Photo credit: www. edexlive.com God gave me another grace in the sacristy after Mass one morning. Having been raised in Sacred Heart Parish in Skopje, Mother Teresa installed a kitschy print of the Sacred Heart above the vesting table to remind her priests of Christ’s divine and human heart. Mother Teresa usually wheeled herself into the sacristy after Mass to thank the priest and ask about his day. She sat there that morning, looking at me, and the kitschy print of the Sacred Heart above her head looked at me too. The picture of Jesus that I had seen thousands of times without giving it a second thought came alive for me that morning, and I knew that I had a Savior. Being close to a saint—especially an extraordinary saint—opens one’s mind and heart to the invisible realities in which that saint holds daily converse. To be close to a living saint is wonderful, but to be close to a “dead” saint is good too, which explains the Church’s veneration of relics. A relic of Mother Teresa (my breviary which she signed with “God Bless You, M [aria]. Teresa, MC”) was kissed by a dying friend, and a week later Stanford Medical Center could find no trace of the intestinal cancer that had spread throughout her body.
I am not in the deafening city of Calcutta today but in the quiet fields of West Cork, where I have only two weeks left of my three-month sabbatical. The Archbishop kindly afforded me ninety days away from my bustling parish to write two books, both of which I have finished (at least the first drafts). One is the history of Star of the Sea parish, at one point the westernmost Catholic Church on the American Continent, and so the book is entitled Star of the West. The other book is a high-level look at 18 Marian apparitions entitled Mother of the Light.

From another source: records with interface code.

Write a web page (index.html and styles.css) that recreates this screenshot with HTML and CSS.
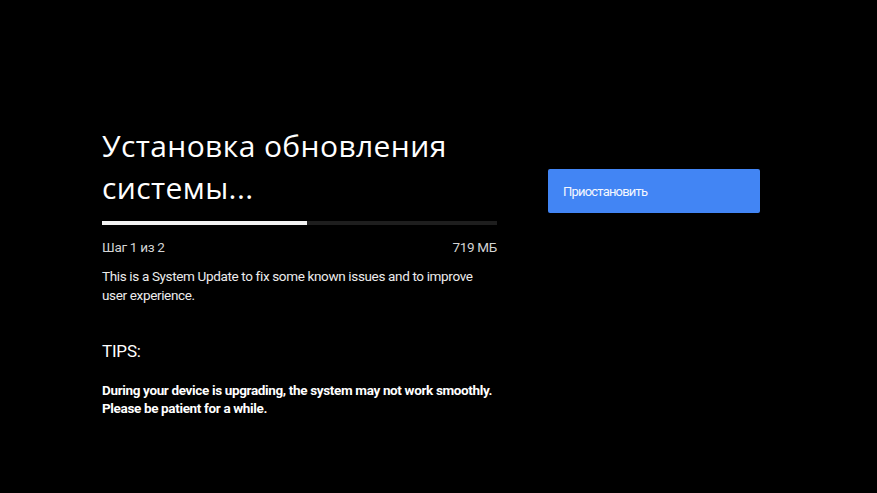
FILE: index.html
```html
<!DOCTYPE html>
<html lang="ru">
<head>
    <meta charset="UTF-8">
    <title>Установка обновления системы</title>
    <link rel="stylesheet" href="styles.css">
</head>
<body>
<div class="update">

    <!-- левая колонка -->
    <div class="update-info">
        <h1 class="update-title">Установка обновления системы...</h1>

        <div class="progress">
            <div class="progress-fill" style="width: 52%"></div>
        </div>

        <div class="progress-meta">
            <span>Шаг 1 из 2</span>
            <span>719 МБ</span>
        </div>

        <p class="update-desc">This is a System Update to fix some known issues and to improve user experience.</p>

        <h2 class="tips-title">TIPS:</h2>
        <p class="tips-text">During your device is upgrading, the system may not work smoothly. Please be patient for a while.</p>
    </div>

    <!-- кнопка -->
    <div class="update-actions">
        <a href="#" class="btn-pause">Приостановить</a>
    </div>
</div>
</body>
</html>
```

FILE: styles.css
```css
html, body {
    margin: 0;
    height: 100%;
    background-color: #000;
}

body {
    font-family: Roboto, "Noto Sans", sans-serif;
    color: #fff;
}

.update {
    display: flex;
    gap: 51px;
    padding: 125px 0 0 102px;
}

.update-info {
    width: 395px;
}

.update-title {
    margin: 0;
    font-family: "Open Sans", "Noto Sans", sans-serif;
    font-weight: 400;
    font-size: 30px;
    line-height: 42px;
    letter-spacing: 0.4px;
}

.progress {
    margin-top: 12px;
    height: 4px;
    background-color: #1e1e1e;
}

.progress-fill {
    height: 100%;
    background-color: #f2f2f2;
}

.progress-meta {
    display: flex;
    justify-content: space-between;
    margin-top: 14px;
    font-size: 13.5px;
    line-height: 16px;
    color: #d4d4d4;
    letter-spacing: -0.3px;
}

.update-desc {
    margin: 12px 0 0;
    font-size: 13.5px;
    line-height: 19px;
    letter-spacing: -0.35px;
    color: #ececec;
}

.tips-title {
    margin: 35px 0 0;
    font-size: 17px;
    font-weight: 400;
    line-height: 22px;
    letter-spacing: -0.2px;
}

.tips-text {
    margin: 19px 0 0;
    font-size: 13.5px;
    font-weight: 700;
    line-height: 18px;
    letter-spacing: -0.35px;
}

.update-actions {
    padding-top: 44px;
}

.btn-pause {
    display: flex;
    align-items: center;
    box-sizing: border-box;
    width: 212px;
    height: 44px;
    padding-left: 15px;
    background-color: #4285f4;
    border-radius: 2px;
    color: #f4f7ff;
    font-size: 13px;
    letter-spacing: -0.8px;
    text-decoration: none;
}
```
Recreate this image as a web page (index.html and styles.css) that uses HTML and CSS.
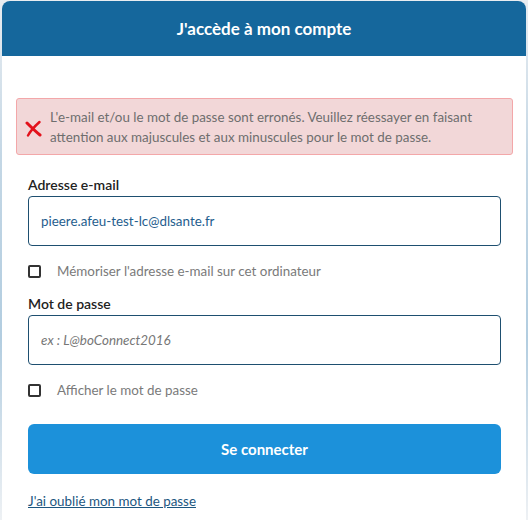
FILE: index.html
```html
<!DOCTYPE html>
<html lang="fr">
<head>
    <meta charset="UTF-8">
    <meta name="viewport" content="width=device-width, initial-scale=1.0">
    <title>J'accède à mon compte</title>
    <link rel="stylesheet" href="styles.css">
</head>
<body>
    <div class="card">
        <div class="card-header">
            <h1>J'accède à mon compte</h1>
        </div>
        <div class="card-body">
            <div class="alert">
                <svg class="alert-icon" width="17" height="17" viewBox="0 0 17 17">
                    <path d="M2 3 C6 7, 10 11, 15 15" stroke="#e3121c" stroke-width="3" fill="none" stroke-linecap="round"/>
                    <path d="M14.5 2 C10 6, 6 10, 3 15.5" stroke="#e3121c" stroke-width="2.4" fill="none" stroke-linecap="round"/>
                </svg>
                <p>L'e-mail et/ou le mot de passe sont erronés. Veuillez réessayer en faisant attention aux majuscules et aux minuscules pour le mot de passe.</p>
            </div>

            <form class="login-form" onsubmit="return false;">
                <label class="field-label" for="email">Adresse e-mail</label>
                <input class="field-input" id="email" type="text" value="pieere.afeu-test-lc@dlsante.fr">

                <label class="check-row">
                    <input type="checkbox">
                    <span>Mémoriser l'adresse e-mail sur cet ordinateur</span>
                </label>

                <label class="field-label" for="password">Mot de passe</label>
                <input class="field-input" id="password" type="password" placeholder="ex : L@boConnect2016">

                <label class="check-row">
                    <input type="checkbox">
                    <span>Afficher le mot de passe</span>
                </label>

                <button class="submit-btn" type="submit">Se connecter</button>

                <a class="forgot-link" href="#">J'ai oublié mon mot de passe</a>
            </form>
        </div>
    </div>
</body>
</html>
```

FILE: styles.css
```css
body {
    margin: 0;
    font-family: Lato, "Open Sans", sans-serif;
    background: linear-gradient(to bottom, #e9edf1 0%, #c4d7e5 30%, #b2cde0 65%, #eef1f4 100%);
    min-height: 520px;
}
.card {
    margin: 1px 2px 0 2px;
    width: 524px;
    background: white;
    border-radius: 8px 8px 0 0;
    min-height: 519px;
}
.card-header {
    height: 55px;
    background: #15679c;
    border-radius: 8px 8px 0 0;
    display: flex;
    align-items: center;
    justify-content: center;
}
.card-header h1 {
    margin: 0;
    color: white;
    font-size: 17px;
    font-weight: 700;
}
.card-body {
    padding: 42px 13px 0 14px;
}
.alert {
    display: flex;
    align-items: center;
    gap: 8px;
    background: #f2d7d8;
    border: 1px solid #f3a7a9;
    border-radius: 3px;
    padding: 8px 10px 7px 8px;
}
.alert-icon {
    flex-shrink: 0;
    margin-top: 2px;
}
.alert p {
    margin: 0;
    color: #6e6e6e;
    font-size: 13.4px;
    line-height: 20px;
}
.login-form {
    padding: 21px 12px 0 12px;
    display: flex;
    flex-direction: column;
}
.field-label {
    font-size: 14px;
    font-weight: 600;
    color: #222;
    line-height: 18px;
    margin-bottom: 2px;
}
.field-input {
    box-sizing: border-box;
    height: 50px;
    width: 100%;
    border: 1px solid #1e4f70;
    border-radius: 4px;
    padding: 0 12px;
    font-family: inherit;
    font-size: 13.4px;
    color: #1f5e8e;
    outline: none;
}
.field-input::placeholder {
    color: #777;
    font-style: italic;
}
.check-row {
    display: flex;
    align-items: center;
    gap: 16px;
    margin: 15px 0 14px 0;
    line-height: 20px;
    font-size: 13.4px;
    color: #7a7a7a;
}
.check-row input {
    appearance: none;
    margin: 0;
    width: 13px;
    height: 13px;
    border: 2px solid #333;
    border-radius: 2px;
}
.submit-btn {
    margin-top: 10px;
    height: 50px;
    background: #1c91da;
    color: white;
    border: none;
    border-radius: 6px;
    font-family: inherit;
    font-size: 15px;
    font-weight: 700;
    cursor: pointer;
}
.forgot-link {
    margin-top: 17px;
    align-self: flex-start;
    color: #1c5680;
    font-size: 13.4px;
    line-height: 20px;
}
```
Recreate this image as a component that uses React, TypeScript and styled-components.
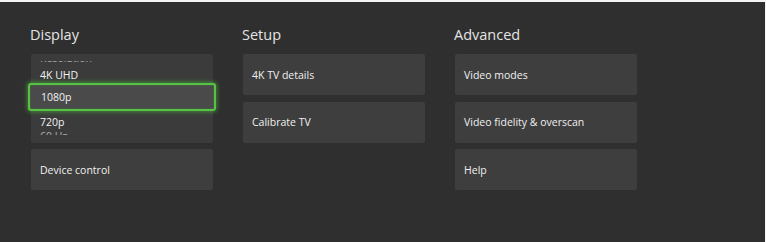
import React from 'react';
import styled, {createGlobalStyle} from 'styled-components';

const GlobalStyle = createGlobalStyle`
  html, body {
    margin: 0;
    padding: 0;
    background: #f4f4f4;
  }
  body {
    font-family: 'Open Sans', 'Noto Sans', sans-serif;
  }
`;

const columns = [
    {title: 'Display', items: ['Device control']},
    {title: 'Setup', items: ['4K TV details', 'Calibrate TV']},
    {title: 'Advanced', items: ['Video modes', 'Video fidelity & overscan', 'Help']},
];

const options = ['Resolution', '4K UHD', '1080p', '720p', '60 Hz'];

export default function App() {
    return (
        <>
            <GlobalStyle/>
            <Screen>
                {columns.map((col, i) => (
                    <Column key={col.title}>
                        <Heading>{col.title}</Heading>
                        {i === 0 && (
                            <Dropdown>
                                <OptionList>
                                    {options.map((o, idx) => (
                                        <Option
                                            key={o}
                                            $selected={o === '1080p'}
                                            $edge={idx === 0 ? 'top' : idx === options.length - 1 ? 'bottom' : undefined}
                                        >
                                            {o}
                                        </Option>
                                    ))}
                                </OptionList>
                            </Dropdown>
                        )}
                        {col.items.map(item => (
                            <Tile key={item}>{item}</Tile>
                        ))}
                    </Column>
                ))}
            </Screen>
        </>
    );
}

const Screen = styled.div`
  box-sizing: border-box;
  width: 765px;
  height: 240px;
  margin-top: 2px;
  background: #2f2f2f;
  padding: 21px 0 0 31px;
  display: grid;
  grid-template-columns: repeat(3, 182px);
  column-gap: 30px;
  align-items: start;
`;

const Column = styled.div`
  display: flex;
  flex-direction: column;
  gap: 6.5px;
`;

const Heading = styled.h2`
  margin: 0 0 0 -1px;
  height: 24.5px;
  font-size: 14.5px;
  font-weight: 400;
  line-height: 23px;
  color: #e4e4e4;
`;

const Tile = styled.div`
  box-sizing: border-box;
  height: 41px;
  padding: 0 9px;
  display: flex;
  align-items: center;
  background: #3e3e3e;
  border-radius: 2px;
  font-size: 10.5px;
  color: #f0f0f0;
`;

const Dropdown = styled.div`
  height: 88.5px;
  background: #3b3b3b;
  border-radius: 2px;
  position: relative;
`;

const OptionList = styled.div`
  display: flex;
  flex-direction: column;
  margin-top: -7.5px;
  clip-path: inset(14.5px -12px 10.5px -12px);
`;

const optionMargin = (p: { $selected?: boolean; $edge?: 'top' | 'bottom' }) => {
    if (p.$selected) return '-1.5px -3px 1.5px';
    if (p.$edge === 'top') return '2px 0 -2px';
    if (p.$edge === 'bottom') return '-5px 0 0';
    return '0';
};

const Option = styled.div<{ $selected?: boolean; $edge?: 'top' | 'bottom' }>`
  box-sizing: border-box;
  height: ${p => (p.$selected ? '28px' : '19px')};
  margin: ${optionMargin};
  padding: ${p => (p.$selected ? '0 9px 0 11px' : '0 9px')};
  display: flex;
  align-items: center;
  font-size: 10.5px;
  color: #f2f2f2;
  opacity: ${p => (p.$edge ? 0.6 : 1)};
  border-radius: 3px;
  background: ${p => (p.$selected ? '#4a4a4a' : 'transparent')};
  border: ${p => (p.$selected ? '2px solid #58c244' : 'none')};
  box-shadow: ${p => (p.$selected ? '0 0 4px 1px rgba(80, 200, 60, 0.55), inset 0 0 2px rgba(80, 200, 60, 0.4)' : 'none')};
`;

I had to distance myself from the parish to gain the perspective needed to write a full and balanced history of that parish, from 1776 to 2026 (in time for the Church’s 250th anniversary in San Francisco next year). I had to distance myself from my Marian shrine in San Francisco to write a thoughtful summary of all the apparitions of Our Lady throughout history. To more fully understand the world, one must get away from and above the world at times. History, literature (especially poetry), philosophy and theology, art and music—all of these “big picture” disciplines that education so painfully lacks these days—are vital to a meaningful life.
Unfortunately, the big picture and creation’s multiple dimensions have been reduced to a tiny flat screen much of the time. Last week I went to England, both to confer with an author and to visit a former parishioner at the Birmingham Oratory. The author had written a book like mine, and the parishioner wanted me to see Cardinal Newman's vast library before he is named the thirty-eighth doctor of the Church. To get through London and Birmingham, I felt it necessary to bring my little screen. It’s GPS directed me through complicated city streets and twisting English byways, for which I am grateful. At the same time, my eyes were torn between beholding the green countryside of “Mary’s Dowry” (the fields and copses around Walsingham are particularly lovely) and fixating on the tiny screen. My cellphone reduced the glories of England to a flat and colorless series of lines and numbers (the M25, the A1065, and the B1355, for example). It was a necessary evil, I suppose, to get from London to Nottingham, but how dismal merry England appeared on my little screen. Here in Ireland my eyes were glued to my little screen for the first three weeks as I found my way around Cork City and the farmlands further west. What a sense of relief when I knew the roads well enough to put my phone aside and look out the window for myself!
I brought my pretty red bike to Ireland, and I ride it every day past well-kept farms and seaside villages. Because the roads here are narrow, twisting, and enclosed by tall hedgerows, I installed a little mirror at the bottom of my right handlebar. But I found myself glancing down a bit too often at that little picture. It’s tempting to fixate on the screens “for safety” and for a sense of control. They are helpful, to be sure, but how much better to look around us, to see and think freely, to behold the vast horizons God spreads before us.
Mother Teresa left her Albanian village in 1928 for Dublin, to become a Loretto Sister. “Put your hand in Our Lady’s hand,” her mother told her as she got on the train. “Don’t look back, because if you look back you will go back.” Young Agnes (who would take the name “Teresa”) did not look back. She looked forward, even to the vast horizons of the Indian subcontinent, to which she had been assigned. She found a brilliance in Calcutta's darkness, and from that city she taught the entire world to look up, not down. Look down at your little screen only as much as is absolutely necessary, but look up into the sky, to the sun and the clouds and the stars, as much as you can.